We conclude that the height and width of the resonance peak of a weakly damped ($Q_f\gg 1$) harmonic oscillator scale as $Q_f$ and $Q_f^{\,-1}$, respectively. Thus, the area under the resonance peak stays approximately constant as $Q_f$ varies.

The force exerted on the system by the piston is

$$F(t) = k\,\hat{X}\,\cos(\omega\,t).$$ (2.59)

Hence, the instantaneous power absorption from the piston becomes

$$P(t) = F(t)\,\dot{x}(t)$$

$$=- k\,\hat{X}\,\hat{x}\,\omega\,\cos(\omega\,t)\,\sin(\omega\,t-\varphi)$$

$$= -k\,\hat{X}\,\hat{x}\,\omega\left[\cos(\omega\,t)\,\sin(\omega\,t)\,\cos\varphi - \cos^2(\omega\,t)\,\sin\varphi\right].$$ (2.60)

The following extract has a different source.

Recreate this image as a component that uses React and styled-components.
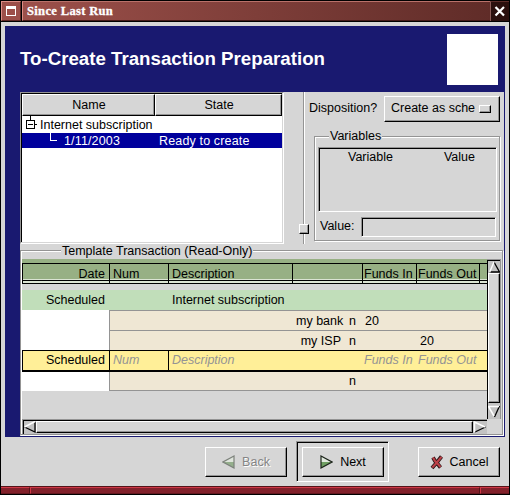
import React from "react";
import styled, { createGlobalStyle, css } from "styled-components";

const GlobalStyle = createGlobalStyle`
  * { box-sizing: border-box; }
  body { margin: 0; background: #000; }
`;

const gray = "#d6d6d6";
const shade = "#949494";

const Window = styled.div`
  width: 510px;
  height: 495px;
  padding: 1px;
  background: #000;
  display: flex;
  flex-direction: column;
  overflow: hidden;
  color: #000;
  font: 12.5px/15px "Liberation Sans", Arial, sans-serif;
  white-space: pre;
  cursor: default;
`;

const TitleBar = styled.header`
  height: 20px;
  flex: none;
  display: flex;
  margin-bottom: 1px;
`;

const MenuButton = styled.div`
  width: 20px;
  margin-right: 1px;
  background: #9c504a;
  border: 1px solid #dc8d85;
  border-right-color: #5d2623;
  border-bottom-color: #5d2623;
`;

const Caption = styled.div`
  flex: 1;
  padding-left: 4px;
  background: linear-gradient(90deg, #9c504a, #602c28);
  border: 1px solid #dc8d85;
  border-top-color: #b9716a;
  border-bottom-color: #431917;
  border-right: 0;
  color: #fff;
  font: bold 12.5px/19px "Liberation Serif", "Times New Roman", serif;
  letter-spacing: 0.35px;
  -webkit-text-stroke: 0.3px #fff;
`;

const CloseButton = styled.div`
  width: 19px;
  background: #2b0f0d;
  border-left: 1px solid #8a5a56;
  border-top: 1px solid #5e2d2a;
`;

const Client = styled.main`
  flex: 1;
  background: ${gray};
  padding: 4px 4px 0;
`;

const Druid = styled.section`
  width: 500px;
  height: 411px;
  padding: 0 1px 1px 15px;
  background: #191970;
`;

const DruidHeader = styled.div`
  height: 66px;
  display: flex;
  justify-content: space-between;
  padding: 8px 6px 0 0;
`;

const DruidTitle = styled.h1`
  margin: 14px 0 0;
  color: #fff;
  font: bold 18.7px/22px "Liberation Sans", Arial, sans-serif;
`;

const Logo = styled.div`
  width: 51px;
  height: 51px;
  background: #fff;
`;

const Page = styled.div`
  height: 344px;
  background: ${gray};
`;

const UpperPane = styled.div`
  height: 152px;
  display: flex;
`;

const sunken = css`
  border: 1px solid;
  border-color: ${shade} #fff #fff ${shade};
`;

const raised = css`
  border: 1px solid;
  border-color: #fff #000 #000 #fff;
  box-shadow: inset -1px -1px ${shade};
`;

const Tree = styled.div`
  ${sunken}
  width: 264px;
  background: ${gray};
`;

const TreeInner = styled.div`
  height: 149px;
  width: 261px;
  border-left: 1px solid #000;
  border-top: 1px solid #000;
  background: #fff;
`;

const TreeHead = styled.div`
  display: grid;
  grid-template-columns: 133px 127px;
  height: 22px;
`;

const HeadCell = styled.div`
  ${raised}
  background: ${gray};
  padding-left: 1px;
  text-align: center;
  line-height: 20px;
`;

const TreeRow = styled.div`
  height: ${(p) => (p.$selected ? 15 : 17)}px;
  display: grid;
  grid-template-columns: 18px 119px 1fr;
  line-height: ${(p) => (p.$selected ? 16 : 18)}px;
  letter-spacing: ${(p) => (p.$selected ? 0.15 : 0)}px;
  color: ${(p) => (p.$selected ? "#fff" : "#000")};
  background: ${(p) => (p.$selected ? "#00009c" : "#fff")};
  svg { display: block; overflow: visible; }
`;

const TreeText = styled.span`
  padding-left: ${(p) => p.$indent || 0}px;
`;

const Splitter = styled.div`
  width: 10px;
  margin-left: 15px;
  display: flex;
  flex-direction: column;
  align-items: center;
  background: linear-gradient(90deg, transparent 4px, ${shade} 4px 5px, #fff 5px 6px, transparent 6px);
`;

const SplitGrip = styled.div`
  ${raised}
  width: 10px;
  height: 10px;
  margin-top: 132px;
  background: ${gray};
`;

const Options = styled.div`
  padding-top: 4px;
  flex: 1;
`;

const Disposition = styled.div`
  display: flex;
  height: 40px;
`;

const DispositionLabel = styled.label`
  width: 75px;
  padding-top: 5px;
`;

const OptionMenu = styled.button`
  ${raised}
  width: 116px;
  height: 26px;
  padding: 0 8px 2px 6px;
  display: flex;
  align-items: center;
  justify-content: space-between;
  background: ${gray};
  font: inherit;
  color: inherit;
`;

const OptionMark = styled.span`
  ${raised}
  width: 12px;
  height: 8px;
  margin-top: 1px;
`;

const Frame = styled.fieldset`
  position: relative;
  margin: 0;
  min-width: 0;
  border: 1px solid ${shade};
  box-shadow: inset 1px 1px #fff, 1px 1px #fff;
`;

const FrameTitle = styled.span`
  position: absolute;
  top: ${(p) => p.$top || -8}px;
  left: ${(p) => p.$left}px;
  padding: 0 1px;
  background: ${gray};
`;

const VariablesFrame = styled(Frame)`
  margin-left: 5px;
  width: 186px;
  height: 105px;
  padding: 10px 3px 3px;
`;

const VariableList = styled.div`
  ${sunken}
  width: 179px;
  height: 65px;
  padding: 2px 21px 0 29px;
  display: flex;
  justify-content: space-between;
  box-shadow: inset 1px 1px #000;
`;

const ValueRow = styled.div`
  display: flex;
  margin-top: 5px;
  padding-left: 2px;
`;

const ValueLabel = styled.label`
  width: 41px;
  padding-top: 2px;
`;

const Entry = styled.div`
  ${sunken}
  width: 135px;
  height: 20px;
  box-shadow: inset 1px 1px #000;
`;

const TemplateFrame = styled(Frame)`
  margin-top: 6px;
  width: 483px;
  height: 185px;
  padding: 8px 0 0 1px;
`;

const Sheet = styled.div`
  display: grid;
  grid-template-columns: 465px 14px;
  grid-template-rows: 160px 15px;
`;

const Register = styled.div`
  background: ${gray};
`;

const columns = "87px 59px 124px 53px 17px 54px 63px 8px";

const RegisterHead = styled.div`
  display: grid;
  grid-template-columns: 87px 59px 124px 70px 54px 63px 8px;
  height: 25px;
  border-top: 4px solid #97b084;
  border-bottom: 1px solid #000;
  background: linear-gradient(#000 1px, #97b084 1px 16px, #dbe4d3 16px 17px, #000 17px 18px, #dbe4d3 18px);
`;

const RegHeadCell = styled.div`
  border-left: 1px solid #000;
  padding: 3px 4px 0 3px;
  line-height: 16px;
  text-align: ${(p) => (p.$right ? "right" : "left")};
  ${(p) => p.$tight && "padding-left: 1px; padding-right: 0;"}
`;

const RegRow = styled.div`
  display: grid;
  grid-template-columns: ${columns};
  height: ${(p) => (p.$last ? 19 : 20)}px;
  line-height: 20px;
  ${(p) => p.$kind === "main" && "margin-top: 6px; height: 20px; background: #c1deba; line-height: 21px;"}
  ${(p) => p.$kind === "active" && "height: 22px; background: #ffef98; border: solid #000; border-width: 1px 0 2px; line-height: 19px; color: #949494; font-style: italic;"}
  ${(p) => p.$kind === "split" && "background: linear-gradient(90deg, #fff 87px, #efe7d4 87px);"}
`;

const Cell = styled.div`
  padding: 0 4px;
  text-align: ${(p) => (p.$right ? "right" : "left")};
  ${(p) => p.$lined && "border-left: 1px solid #000; padding-left: 3px;"}
  ${(p) => p.$dark && "color: #000; font-style: normal;"}
  ${(p) => p.$tight && "padding-left: 2px; padding-right: 0;"}
`;

const SplitCells = styled.div`
  grid-column: 2 / -1;
  display: grid;
  grid-template-columns: 182px 53px 16px 55px 1fr;
  border-top: ${(p) => (p.$last ? 0 : 1)}px solid ${shade};
  border-bottom: ${(p) => (p.$last ? 1 : 0)}px solid ${shade};
  border-left: 1px solid ${shade};
  line-height: ${(p) => (p.$last ? 18 : 20)}px;
  height: ${(p) => (p.$last ? 19 : 20)}px;
`;

const ScrollTrack = styled.div`
  display: flex;
  flex-direction: ${(p) => (p.$vertical ? "column" : "row")};
  border: solid ${shade};
  border-width: ${(p) => (p.$vertical ? "1px 1px 0 0" : "1px 0 0 1px")};
  box-shadow: inset 1px 1px #000;
  padding: ${(p) => (p.$vertical ? "1px 0 0 1px" : "1px 0 1px 1px")};
  background: #c3c3c3;
  svg { display: block; flex: none; }
`;

const Thumb = styled.div`
  ${raised}
  flex: 1;
  background: ${gray};
`;

const Corner = styled.div`
  background: ${gray};
`;

const Actions = styled.footer`
  display: flex;
  height: 49px;
  padding: 4px 4px 0 194px;
`;

const ActionButton = styled.button`
  ${raised}
  width: 82px;
  height: 30px;
  padding: 0;
  display: flex;
  align-items: center;
  justify-content: center;
  gap: ${(p) => p.$gap || 6}px;
  background: ${gray};
  font: inherit;
  color: ${(p) => (p.$off ? "#858585" : "#000")};
  text-shadow: ${(p) => (p.$off ? "1px 1px #fff" : "none")};
  svg { flex: none; }
`;

const Slot = styled.div`
  height: 42px;
  padding: 6px;
`;

const DefaultSlot = styled.div`
  ${sunken}
  width: 93px;
  height: 41px;
  margin: 0 23px 0 3px;
  padding: 5px;
  box-shadow: inset 1px 1px #000;
`;

const ResizeBar = styled.div`
  height: 8px;
  flex: none;
  display: grid;
  grid-template-columns: 29px 450px 29px;
  border-top: 1px solid #551318;
`;

const ResizePart = styled.div`
  background: #82212b;
  border: solid #cf3947;
  border-width: 1px 0 0 ${(p) => (p.$first ? 0 : 1)}px;
  border-right: ${(p) => (p.$end ? 0 : 1)}px solid #551318;
  border-bottom: 1px solid #641820;
`;

const arrows = {
  up: { light: "M1.5 11.5L6 1", dark: "M6 1L11.5 11H1" },
  down: { light: "M6 11L.5 1.5H11", dark: "M11.5 1L6.5 12" },
  left: { light: "M.5 6L11 .5", dark: "M.5 6L11 11V1" },
  right: { light: "M.5 11V1L11 6", dark: "M1 11L11.5 6" },
};

function ScrollArrow({ to, w = 12, h = 12 }) {
  return (
    <svg width={w} height={h} viewBox="0 0 12 12" fill="none">
      <path d={arrows[to].dark} stroke="#000" strokeWidth="1.3" />
      <path d={arrows[to].light} stroke="#fff" strokeWidth="1.5" />
    </svg>
  );
}

function Triangle({ back }) {
  return (
    <svg width="13" height="14" viewBox="0 0 13 14">
      <g transform={back ? "translate(13 0) scale(-1 1)" : undefined} opacity={back ? 0.75 : 1}>
        <path d="M1 1L12 7H1Z" fill="#e2eadf" />
        <path d="M1 7H12L1 13Z" fill={back ? "#7fa374" : "#6f9f62"} />
        <path
          d="M1 1L12 7L1 13Z"
          fill="none"
          stroke={back ? "#5f665d" : "#1c241a"}
          strokeWidth="1.2"
        />
      </g>
    </svg>
  );
}

function CancelIcon() {
  return (
    <svg width="14" height="15" viewBox="0 0 14 15" fill="none">
      <path d="M3 2.5L5 6L7 8L10.5 12.5M11.5 1.5L8 6L5.5 9L2 13" stroke="#281315" strokeWidth="3.8" />
      <path d="M3 2.5L5 6L7 8L10.5 12M11.5 1.8L8 6L5.5 9L2.3 12.5" stroke="#bc4148" strokeWidth="2.1" />
    </svg>
  );
}

function SplitRow({ account, flag, fundsIn, fundsOut, last }) {
  return (
    <RegRow $kind="split" $last={last}>
      <SplitCells $last={last}>
        <Cell />
        <Cell $right>{account}</Cell>
        <Cell>{flag}</Cell>
        <Cell>{fundsIn}</Cell>
        <Cell>{fundsOut}</Cell>
      </SplitCells>
    </RegRow>
  );
}

export default function App() {
  return (
    <>
      <GlobalStyle />
      <Window>
        <TitleBar>
          <MenuButton>
            <svg width="18" height="18" shapeRendering="crispEdges" fill="#fff">
              <path d="M4 4H14V14H4ZM5 7V13H13V7Z" fillRule="evenodd" />
            </svg>
          </MenuButton>
          <Caption>Since Last Run</Caption>
          <CloseButton>
            <svg width="18" height="18">
              <path d="M4.5 5L13 13.5M13 5L4.5 13.5" stroke="#fff" strokeWidth="2.2" />
            </svg>
          </CloseButton>
        </TitleBar>

        <Client>
          <Druid>
            <DruidHeader>
              <DruidTitle>To-Create Transaction Preparation</DruidTitle>
              <Logo />
            </DruidHeader>

            <Page>
              <UpperPane>
                <Tree>
                  <TreeInner>
                    <TreeHead>
                      <HeadCell>Name</HeadCell>
                      <HeadCell>State</HeadCell>
                    </TreeHead>
                    <TreeRow>
                      <svg width="18" height="17" shapeRendering="crispEdges">
                        <path d="M8.5 0V5M4.5 4.5H12.5V12.5H4.5ZM6 8.5H11M12 8.5H15" fill="none" stroke="#000" />
                      </svg>
                      <TreeText>Internet subscription</TreeText>
                    </TreeRow>
                    <TreeRow $selected>
                      <svg width="18" height="15" shapeRendering="crispEdges">
                        <path d="M28.5 0V7.5H35" fill="none" stroke="#fff" />
                      </svg>
                      <TreeText $indent={24}>1/11/2003</TreeText>
                      <TreeText>Ready to create</TreeText>
                    </TreeRow>
                  </TreeInner>
                </Tree>
                <Splitter>
                  <SplitGrip />
                </Splitter>
                <Options>
                  <Disposition>
                    <DispositionLabel>Disposition?</DispositionLabel>
                    <OptionMenu>
                      Create as sche
                      <OptionMark />
                    </OptionMenu>
                  </Disposition>
                  <VariablesFrame>
                    <FrameTitle $left={14}>Variables</FrameTitle>
                    <VariableList>
                      <span>Variable</span>
                      <span>Value</span>
                    </VariableList>
                    <ValueRow>
                      <ValueLabel>Value:</ValueLabel>
                      <Entry />
                    </ValueRow>
                  </VariablesFrame>
                </Options>
              </UpperPane>

              <TemplateFrame>
                <FrameTitle $left={40} $top={-7}>Template Transaction (Read-Only)</FrameTitle>
                <Sheet>
                  <Register>
                    <RegisterHead>
                      <RegHeadCell $right>Date</RegHeadCell>
                      <RegHeadCell>Num</RegHeadCell>
                      <RegHeadCell>Description</RegHeadCell>
                      <RegHeadCell />
                      <RegHeadCell $right $tight>Funds In </RegHeadCell>
                      <RegHeadCell $tight>Funds Out</RegHeadCell>
                      <RegHeadCell />
                    </RegisterHead>
                    <RegRow $kind="main">
                      <Cell $right>Scheduled</Cell>
                      <Cell />
                      <Cell>Internet subscription</Cell>
                    </RegRow>
                    <SplitRow account="my bank" flag="n" fundsIn="20" />
                    <SplitRow account="my ISP" flag="n" fundsOut="20" />
                    <RegRow $kind="active">
                      <Cell $right $dark $lined>Scheduled</Cell>
                      <Cell $lined>Num</Cell>
                      <Cell $lined>Description</Cell>
                      <Cell />
                      <Cell />
                      <Cell $right $tight>Funds In </Cell>
                      <Cell $tight>Funds Out</Cell>
                      <Cell />
                    </RegRow>
                    <SplitRow flag="n" last />
                  </Register>
                  <ScrollTrack $vertical>
                    <ScrollArrow to="up" />
                    <Thumb />
                    <ScrollArrow to="down" h={16} />
                  </ScrollTrack>
                  <ScrollTrack>
                    <ScrollArrow to="left" />
                    <Thumb />
                    <ScrollArrow to="right" w={14} />
                  </ScrollTrack>
                  <Corner />
                </Sheet>
              </TemplateFrame>
            </Page>
          </Druid>

          <Actions>
            <Slot>
              <ActionButton $off $gap={7}>
                <Triangle back />
                Back
              </ActionButton>
            </Slot>
            <DefaultSlot>
              <ActionButton $gap={7}>
                <Triangle />
                Next
              </ActionButton>
            </DefaultSlot>
            <Slot>
              <ActionButton>
                <CancelIcon />
                Cancel
              </ActionButton>
            </Slot>
          </Actions>
        </Client>

        <ResizeBar>
          <ResizePart $first />
          <ResizePart />
          <ResizePart $end />
        </ResizeBar>
      </Window>
    </>
  );
}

The average power absorption during an oscillation cycle is

$$\langle P\rangle = \frac{1}{2}\,k\,\hat{X}\,\,\hat{x}\,\omega\,\sin\varphi,$$ (2.61)

because $\langle \cos(\omega\,t)\,\sin(\omega\,t)\rangle =0$ and $\langle \cos^2(\omega\,t)\rangle =1/2$. Given that the amplitude of the driven oscillation neither grows nor decays, the average power absorption from the piston during an oscillation cycle must equal the average power dissipation due to friction. (See Exercise 9.) Making use of Equations (2.56) and (2.57), the mean power absorption when the driving frequency is close to the resonant frequency is

$$\langle P\rangle \simeq \frac{1}{2}\,\omega_0\,k\,\hat{X}^{\,2}\,Q_f\left[\frac{\nu^{\,2}}{4\,(\omega_0-\omega)^{\,2}+\nu^{\,2}}\right].$$ (2.62)

Thus, the maximum power absorption occurs at the resonance (i.e., $\omega=\omega_0$), and the absorption is reduced to half of this maximum value at the edges of the resonance (i.e., $\omega=\omega_0\pm \nu/2$). Furthermore, the peak power absorption is proportional to the quality factor, $Q_f$, which means that it is inversely proportional to the damping constant, $\nu$.